La avería del autobús, la impaciencia del misionero y la lección de los bangladesíes - Alfa y Omega

En un reciente viaje desde Srimongol a Mymensingh, en Bangladés, tomé el único autobús de línea que hace este trayecto. Para cubrir una distancia de unos 200 kilómetros se necesitan aproximadamente siete horas. Cuando estábamos a unos 40 kilómetros del destino, el autobús empezó a hacer unos ruidos muy extraños. El conductor siguió la marcha como pudo, pero finalmente el vehículo dijo que ya no podía más y se paró definitivamente. En mitad de ninguna parte. Sin posibilidad de taller mecánico y sin otros autobuses que pasasen por allí.

El conductor y el cobrador se pusieron entonces manos a la obra. Se metieron debajo del autobús, localizaron dónde estaba el problema. Subieron a la parte de arriba y lo abrieron también. A todo esto, los pasajeros contribuían a la causa inspeccionando el vehículo, mirando, comentando y proponiendo cómo arreglarlo. Yo tenía prisa, un concepto del que no he acabado de desprenderme después de tantos años de misionero. Y no tenía gran fe en las habilidades mecánicas del conductor y su cobrador, y menos en las de los demás pasajeros. Para ser franco, no tenía ninguna fe. Empecé a impacientarme, algo que en Bangladés es completamente inútil.

Pasaron los minutos. Cuando llevábamos hora y media parados, ellos seguían intentándolo, los pasajeros seguían comentando, pero aquello no se movía. Así que agarré mi mochila y paré como pude un triciclo eléctrico que iba en dirección a Mymensingh. Me monté y seguí camino ante la estupefacción de mis compañeros de viaje.

Cuando estábamos llegando a destino, en el puente sobre el río Bramaputra, el autobús, mi autobús, nos adelantó.

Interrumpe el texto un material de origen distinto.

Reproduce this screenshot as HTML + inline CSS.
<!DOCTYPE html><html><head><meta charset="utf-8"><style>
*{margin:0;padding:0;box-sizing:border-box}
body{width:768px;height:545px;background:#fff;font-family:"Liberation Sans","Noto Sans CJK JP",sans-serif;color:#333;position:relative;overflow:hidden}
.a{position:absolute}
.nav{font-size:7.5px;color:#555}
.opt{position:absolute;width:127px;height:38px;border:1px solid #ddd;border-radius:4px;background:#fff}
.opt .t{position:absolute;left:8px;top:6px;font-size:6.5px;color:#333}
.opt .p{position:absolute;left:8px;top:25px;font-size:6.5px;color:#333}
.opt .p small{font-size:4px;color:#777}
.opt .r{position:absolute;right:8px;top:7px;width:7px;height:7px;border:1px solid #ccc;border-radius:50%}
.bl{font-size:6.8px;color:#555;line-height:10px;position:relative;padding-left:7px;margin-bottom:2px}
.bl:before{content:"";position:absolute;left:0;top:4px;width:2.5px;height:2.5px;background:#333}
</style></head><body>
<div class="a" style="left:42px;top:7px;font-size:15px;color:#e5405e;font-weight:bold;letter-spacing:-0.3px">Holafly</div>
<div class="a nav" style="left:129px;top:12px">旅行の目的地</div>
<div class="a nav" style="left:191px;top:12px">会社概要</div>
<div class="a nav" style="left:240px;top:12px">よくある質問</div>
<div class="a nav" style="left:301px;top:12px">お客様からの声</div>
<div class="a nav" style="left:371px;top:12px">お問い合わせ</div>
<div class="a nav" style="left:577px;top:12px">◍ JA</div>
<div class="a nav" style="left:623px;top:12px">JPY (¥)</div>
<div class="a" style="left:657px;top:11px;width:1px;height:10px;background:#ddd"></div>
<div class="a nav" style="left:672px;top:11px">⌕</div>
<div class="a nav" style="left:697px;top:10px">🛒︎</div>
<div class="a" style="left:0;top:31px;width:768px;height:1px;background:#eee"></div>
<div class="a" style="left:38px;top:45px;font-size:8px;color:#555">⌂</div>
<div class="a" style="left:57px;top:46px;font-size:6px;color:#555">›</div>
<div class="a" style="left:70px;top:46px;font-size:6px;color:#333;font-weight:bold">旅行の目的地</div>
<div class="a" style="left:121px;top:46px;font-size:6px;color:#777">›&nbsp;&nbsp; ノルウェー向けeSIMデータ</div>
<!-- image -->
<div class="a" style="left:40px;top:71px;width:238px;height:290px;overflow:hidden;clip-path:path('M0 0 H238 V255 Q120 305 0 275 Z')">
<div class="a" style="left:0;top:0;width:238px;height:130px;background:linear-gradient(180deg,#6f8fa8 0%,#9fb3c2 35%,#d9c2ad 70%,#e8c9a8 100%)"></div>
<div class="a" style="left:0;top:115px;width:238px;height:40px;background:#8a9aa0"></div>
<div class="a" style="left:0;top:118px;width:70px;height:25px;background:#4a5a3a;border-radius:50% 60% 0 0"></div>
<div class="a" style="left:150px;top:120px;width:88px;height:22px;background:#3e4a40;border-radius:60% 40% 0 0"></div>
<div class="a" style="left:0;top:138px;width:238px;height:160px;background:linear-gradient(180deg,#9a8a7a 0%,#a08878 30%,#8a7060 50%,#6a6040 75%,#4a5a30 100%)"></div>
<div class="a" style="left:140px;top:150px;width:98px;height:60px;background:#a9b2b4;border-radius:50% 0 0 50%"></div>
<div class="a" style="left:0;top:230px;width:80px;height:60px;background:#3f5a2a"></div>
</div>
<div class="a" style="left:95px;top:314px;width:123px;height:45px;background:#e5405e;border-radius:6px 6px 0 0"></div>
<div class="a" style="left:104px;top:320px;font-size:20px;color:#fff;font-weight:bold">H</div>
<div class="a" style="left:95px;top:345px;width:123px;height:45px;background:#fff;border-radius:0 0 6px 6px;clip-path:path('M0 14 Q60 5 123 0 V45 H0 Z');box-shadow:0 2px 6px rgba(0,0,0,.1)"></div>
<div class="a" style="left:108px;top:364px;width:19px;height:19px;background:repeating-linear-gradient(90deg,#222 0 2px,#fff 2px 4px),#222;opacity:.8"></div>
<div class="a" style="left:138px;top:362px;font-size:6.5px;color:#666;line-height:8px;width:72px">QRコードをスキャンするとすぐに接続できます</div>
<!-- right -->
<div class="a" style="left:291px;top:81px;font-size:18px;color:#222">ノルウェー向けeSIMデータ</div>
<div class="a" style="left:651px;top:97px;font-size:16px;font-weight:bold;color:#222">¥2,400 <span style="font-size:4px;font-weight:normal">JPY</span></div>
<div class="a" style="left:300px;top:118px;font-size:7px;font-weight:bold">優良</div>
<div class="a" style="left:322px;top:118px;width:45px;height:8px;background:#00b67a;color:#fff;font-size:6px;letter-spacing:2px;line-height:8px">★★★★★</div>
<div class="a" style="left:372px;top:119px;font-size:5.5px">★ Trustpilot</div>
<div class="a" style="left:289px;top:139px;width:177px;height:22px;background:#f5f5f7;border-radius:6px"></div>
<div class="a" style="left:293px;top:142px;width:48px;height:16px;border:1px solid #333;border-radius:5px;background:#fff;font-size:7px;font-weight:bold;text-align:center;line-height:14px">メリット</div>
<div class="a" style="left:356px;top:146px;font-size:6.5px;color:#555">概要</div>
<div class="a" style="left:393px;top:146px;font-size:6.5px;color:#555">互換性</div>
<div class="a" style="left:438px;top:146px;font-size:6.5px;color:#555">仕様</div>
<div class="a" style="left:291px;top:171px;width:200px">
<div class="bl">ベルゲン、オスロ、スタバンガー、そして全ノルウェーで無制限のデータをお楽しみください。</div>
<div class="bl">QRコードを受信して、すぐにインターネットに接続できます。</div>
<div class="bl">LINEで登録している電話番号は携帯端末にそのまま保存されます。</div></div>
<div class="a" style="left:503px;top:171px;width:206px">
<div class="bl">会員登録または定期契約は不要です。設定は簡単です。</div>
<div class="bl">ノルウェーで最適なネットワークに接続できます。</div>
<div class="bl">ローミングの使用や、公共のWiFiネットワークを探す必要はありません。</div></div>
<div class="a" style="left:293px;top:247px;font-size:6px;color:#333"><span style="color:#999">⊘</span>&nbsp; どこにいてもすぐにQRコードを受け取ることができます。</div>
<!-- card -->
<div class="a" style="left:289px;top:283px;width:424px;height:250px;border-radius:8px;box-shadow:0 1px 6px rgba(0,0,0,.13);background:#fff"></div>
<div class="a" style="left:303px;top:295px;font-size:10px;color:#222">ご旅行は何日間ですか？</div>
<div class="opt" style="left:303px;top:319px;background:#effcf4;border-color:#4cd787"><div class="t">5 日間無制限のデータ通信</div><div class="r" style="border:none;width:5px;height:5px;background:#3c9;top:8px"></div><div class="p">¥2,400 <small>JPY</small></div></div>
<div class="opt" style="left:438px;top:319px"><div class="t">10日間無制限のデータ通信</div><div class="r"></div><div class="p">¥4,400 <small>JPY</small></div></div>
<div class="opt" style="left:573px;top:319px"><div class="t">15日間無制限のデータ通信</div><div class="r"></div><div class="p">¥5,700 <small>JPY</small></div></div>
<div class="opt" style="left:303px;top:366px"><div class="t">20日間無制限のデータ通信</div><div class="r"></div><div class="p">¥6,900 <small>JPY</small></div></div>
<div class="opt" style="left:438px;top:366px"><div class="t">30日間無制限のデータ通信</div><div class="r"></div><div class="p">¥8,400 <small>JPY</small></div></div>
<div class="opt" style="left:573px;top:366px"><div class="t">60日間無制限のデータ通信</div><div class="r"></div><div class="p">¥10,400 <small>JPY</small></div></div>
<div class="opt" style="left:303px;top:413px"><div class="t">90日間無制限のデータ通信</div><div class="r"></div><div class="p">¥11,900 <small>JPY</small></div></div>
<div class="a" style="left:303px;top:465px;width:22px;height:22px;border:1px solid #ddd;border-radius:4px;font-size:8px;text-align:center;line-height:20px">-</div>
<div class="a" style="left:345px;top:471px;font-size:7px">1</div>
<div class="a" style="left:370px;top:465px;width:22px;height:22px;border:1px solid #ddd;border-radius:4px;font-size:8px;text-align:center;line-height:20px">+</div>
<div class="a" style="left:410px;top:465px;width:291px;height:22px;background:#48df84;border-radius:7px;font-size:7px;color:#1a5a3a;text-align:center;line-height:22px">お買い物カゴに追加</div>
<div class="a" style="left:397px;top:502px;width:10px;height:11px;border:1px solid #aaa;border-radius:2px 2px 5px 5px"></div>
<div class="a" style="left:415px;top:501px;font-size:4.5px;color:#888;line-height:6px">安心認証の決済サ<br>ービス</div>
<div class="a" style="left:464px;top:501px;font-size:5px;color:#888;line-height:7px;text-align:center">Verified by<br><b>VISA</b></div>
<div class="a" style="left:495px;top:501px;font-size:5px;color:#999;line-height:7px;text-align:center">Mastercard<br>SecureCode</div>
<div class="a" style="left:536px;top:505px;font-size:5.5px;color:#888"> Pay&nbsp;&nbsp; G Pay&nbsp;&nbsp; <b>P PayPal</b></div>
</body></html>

Habían logrado repararlo, habían seguido camino y habían llegado antes que yo.

Aparte de la rabia que me dio, me vinieron a la cabeza montones de reflexiones. Ningún pasajero se puso nervioso ni increpó al chófer o a la compañía. Todo el mundo entendía que las cosas pueden fallar o estropearse. Todo el mundo creyó que el problema se podía solucionar con sus propios medios. Todo el mundo sonreía y comentaba en la adversidad. Todo el mundo, menos yo.

Los misioneros recibimos lecciones de la gente a todas horas. A veces creemos que hemos venido a enseñar, pero la pura verdad es que hemos venido a aprender. Lo mejor que podemos hacer es abrir nuestros ojos y nuestro corazón a los cientos de mensajes que Dios nos manda cada día a través de estas fantásticas gentes.